Day after
Si ripensa tutto a sangue freddo: i vincenti realizzano, i perdenti cercano di capire su cosa migliorare, gli altri discutono sull'accaduto, e magari ci scrivono su un pezzo.
Due paroline semplici, di quelle che si imparano alle elementari, che si completano come conchiglia e paguro nell'immenso mare di neologismi ed inglesismi in cui ogni anno noi italiani immergiamo reti che risalgono sempre più piene.

Aah, "noi italiani", popolo di sognatori a cui l'Europa per due volte nell'ultimo mese, ha fatto immaginare imprese e trionfi a tinte nerazzurre, su quell'asse Bergamo-Milano che nulla però ha potuto contro squadre ben più attrezzate, contro squadre che hanno trasformato il palcoscenico europeo nel loro habitat naturale, e sono capaci di adattarsi e cambiare forma pur di difenderlo.

Questo "Darwinismo da Coppe" ci vede al momento nei piani bassi della catena alimentare, ed ecco perché, per noi italiani, spesso "Day after" fa rima con "amarezza". Per alcuni può anche essere un giorno come un altro, certo, ci si sveglia, si apre la finestra: anche oggi farà un caldo esasperante. Magari non si ha nemmeno l'appetito per fare colazione, si legge qualche notizia online, qualche notizia sportiva online: "Ma certo! Ieri il Bayern ha vinto la Champions, quasi non ci pensavo stamattina."
Con triste memoria del glorioso passato, quando non era un'eresia immaginare un'italiana sul trono su cui ora siedono i Bavaresi, viene da pensare: "Chissà come se la passano i campioni stamattina", poi si rimettono insieme i pezzi, ci si ricorda che la finale l'ha decisa Coman, che giocava alla Juve! Con il più amaro dei gol dell'ex contro i parigini, suoi connazionali, è riuscito a mettere le mani sul suo primo trofeo europeo, ma la sua storia ha più da insegnarci di quanto sembri.

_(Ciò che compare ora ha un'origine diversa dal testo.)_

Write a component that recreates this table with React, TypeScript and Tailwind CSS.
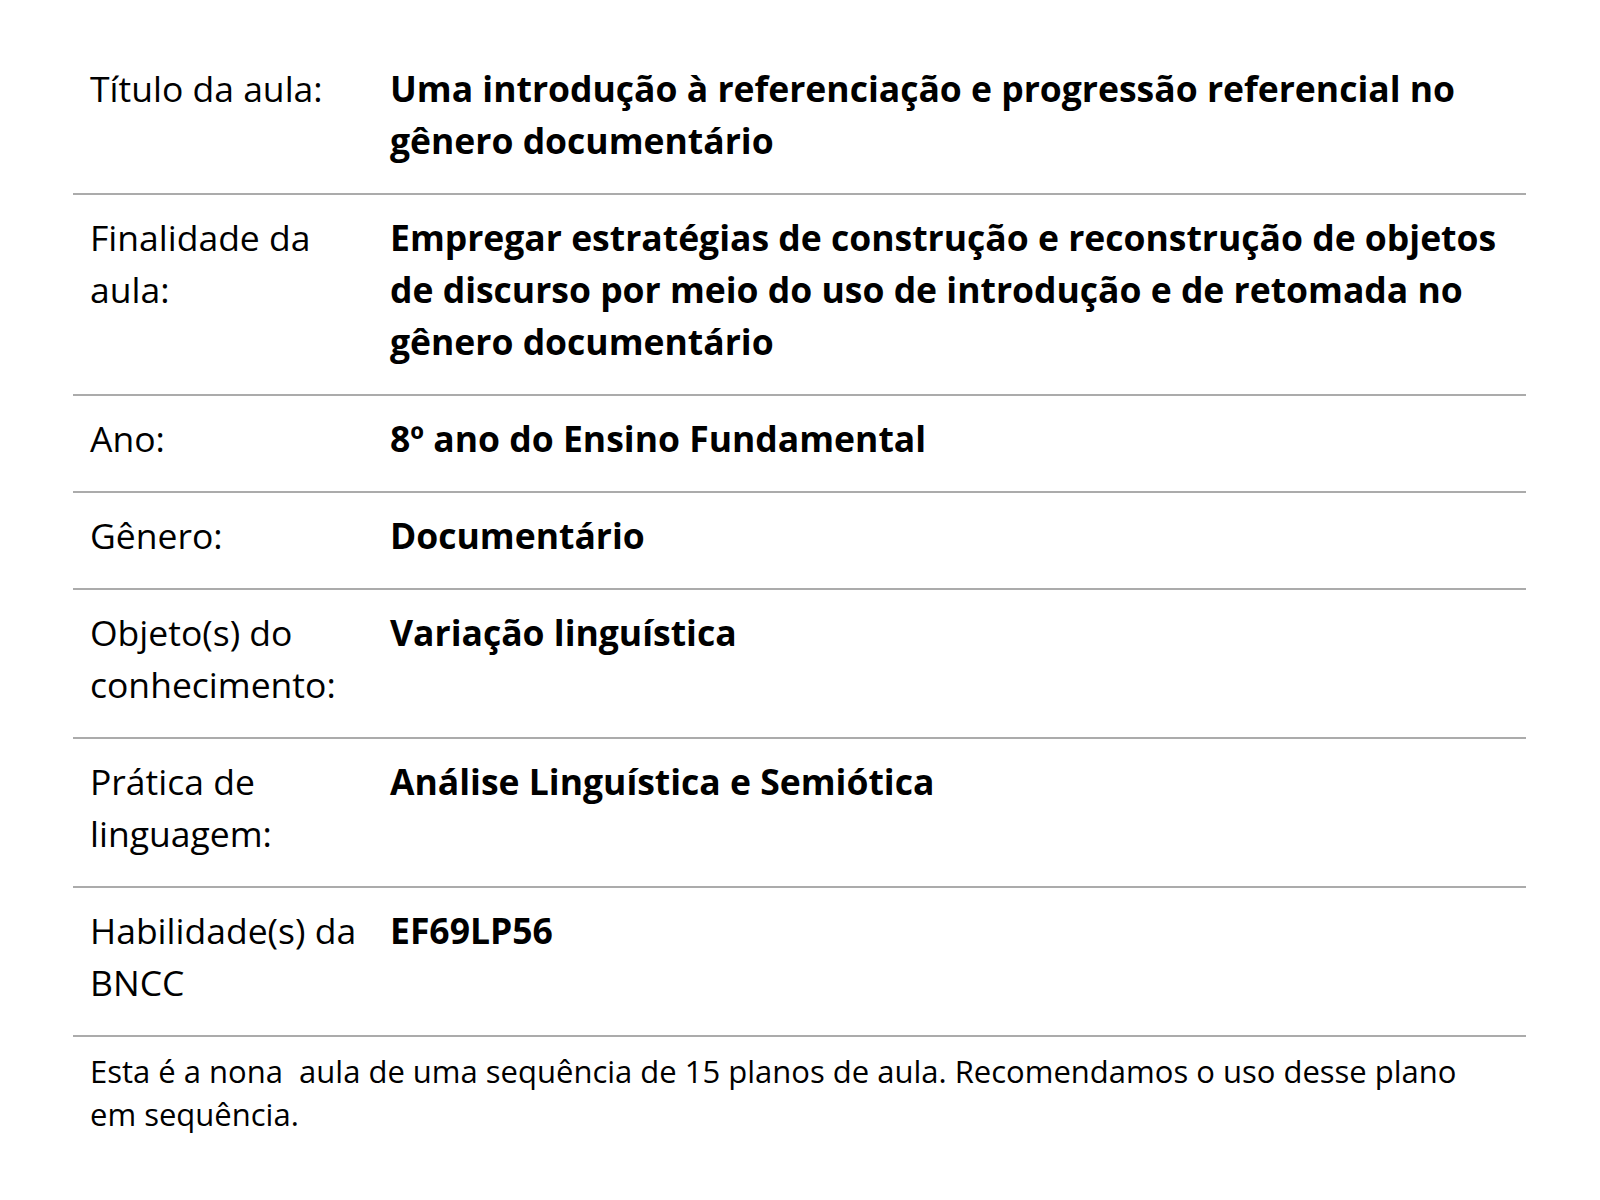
import React from "react";

const rows: { label: string; value: string }[] = [
  { label: "Título da aula:", value: "Uma introdução à referenciação e progressão referencial no gênero documentário" },
  { label: "Finalidade da aula:", value: "Empregar estratégias de construção e reconstrução de objetos de discurso por meio do uso de introdução e de retomada no gênero documentário" },
  { label: "Ano:", value: "8º ano do Ensino Fundamental" },
  { label: "Gênero:", value: "Documentário" },
  { label: "Objeto(s) do conhecimento:", value: "Variação linguística" },
  { label: "Prática de linguagem:", value: "Análise Linguística e Semiótica" },
  { label: "Habilidade(s) da BNCC", value: "EF69LP56" },
];

export default function App() {
  return (
    <div className="min-h-[1200px] w-[1600px] bg-white text-black [font-family:'Open_Sans',sans-serif]">
      <div className="ml-[73px] w-[1453px] pt-[46px]">
        {rows.map((r) => (
          <div key={r.label} className="flex border-b-2 border-[#ababab] pt-[17px] pb-[26.5px] text-[35.5px] leading-[51.75px]">
            <div className="w-[317px] shrink-0 pl-[17px] pr-[16px] font-normal">{r.label}</div>
            <div className="flex-1 pr-[17px] font-bold">{r.value}</div>
          </div>
        ))}
        <p className="pl-[17px] pr-[40px] pt-[13px] text-[31px] leading-[43px]">
          Esta é a nona&nbsp; aula de uma sequência de 15 planos de aula. Recomendamos o uso desse plano em sequência.
        </p>
      </div>
    </div>
  );
}
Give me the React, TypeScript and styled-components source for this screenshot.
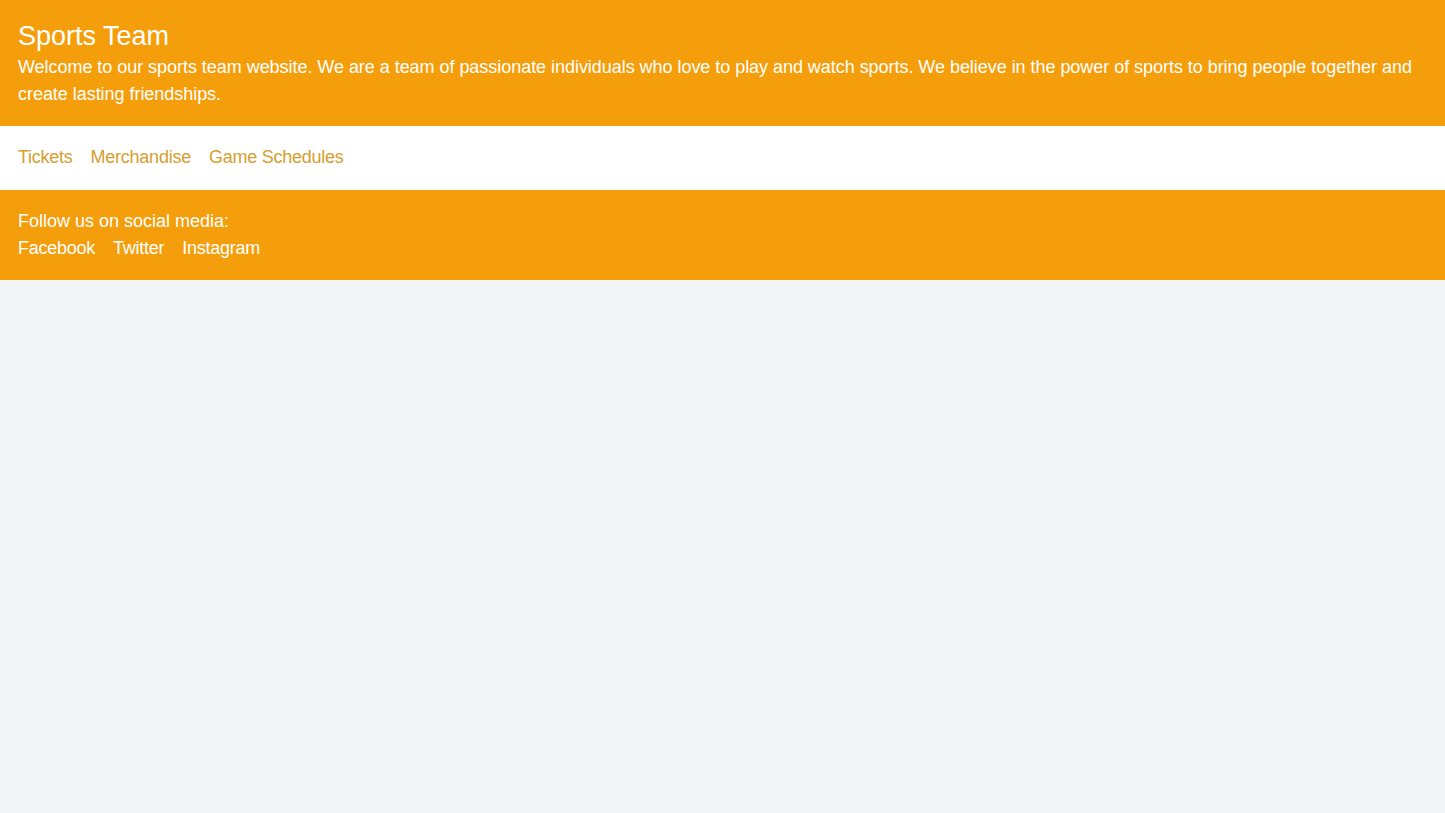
import React from "react";
import styled, { createGlobalStyle } from "styled-components";

const GlobalStyle = createGlobalStyle`
  html, body {
    margin: 0;
    padding: 0;
    background: #F3F4F6;
    font-family: "Liberation Sans", Arial, sans-serif;
    font-size: 18px;
    line-height: 27px;
  }
`;

const Header = styled.header`
  background: #F59E0B;
  color: #FFFFFF;
  padding: 18px;
`;

const Title = styled.h1`
  margin: 0;
  font-size: 27px;
  line-height: 36px;
  font-weight: 400;
`;

const Intro = styled.p`
  margin: 0;
  letter-spacing: -0.04px;
`;

const Nav = styled.nav`
  background: #FFFFFF;
  padding: 18px 18px 19px;
  display: flex;
  gap: 18px;
`;

const Footer = styled.footer`
  background: #F59E0B;
  color: #FFFFFF;
  padding: 18px;
`;

const Row = styled.div`
  display: flex;
  gap: 18px;
`;

const Link = styled.a<{ $light?: boolean }>`
  color: ${(p) => (p.$light ? "#FFFFFF" : "#D69E2E")};
  text-decoration: none;
  letter-spacing: -0.25px;
`;

export default function App() {
  return (
    <>
      <GlobalStyle />
      <Header>
        <Title>Sports Team</Title>
        <Intro>
          Welcome to our sports team website. We are a team of passionate individuals who love to play and watch
          sports. We believe in the power of sports to bring people together and create lasting friendships.
        </Intro>
      </Header>
      <Nav>
        <Link href="#">Tickets</Link>
        <Link href="#">Merchandise</Link>
        <Link href="#">Game Schedules</Link>
      </Nav>
      <Footer>
        <div>Follow us on social media:</div>
        <Row>
          <Link $light href="#">Facebook</Link>
          <Link $light href="#">Twitter</Link>
          <Link $light href="#">Instagram</Link>
        </Row>
      </Footer>
    </>
  );
}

Kingsley è un vero e proprio campione maledetto, uno di quelli che sembra essere in costante debito con la vita, che gli ha donato un immenso talento, e gli ha permesso di metterlo a servizio di PSG, Juve e Bayern, tutto questo però in cambio di un pizzo salatissimo, gli infortuni. a 24 anni ne ha passati veramente troppi, l'ultimo gli ha fatto pensare al ritiro, un vero e proprio incubo per un ragazzo che nonostante i tanti trofei vinti, non è mai riuscito a mostrare veramente il proprio estro, anche perché se da giovanissimo, con tutti quegli infortuni, devi giocarti il posto con stelle come Tevez, Morata, Ribery, Robben, e tanti altri, la titolarità è veramente dura da conquistare.

Ai campioni però, basta un attimo, e in quell'attimo, in quel colpo di testa, Coman ha messo a tacere tutti quelli che gli davano del "fortunato", quegli occhi spesso tristi, silenziosi, si sono spalancati e contratti in quella che è stata l'esultanza di un intero popolo, e non solo: è la rivincita dei deboli, dei sofferenti, degli umili e di chi deve faticare il doppio degli altri per stare sereno, quindi oggi, in questo Day after, i miei pensieri vanno a Coman, a un ragazzo fragile quanto forte, talentuoso quanto sfortunato, ad un ragazzo che ha saputo sfruttare la sua occasione, e il giorno dopo, può svegliarsi finalmente felice.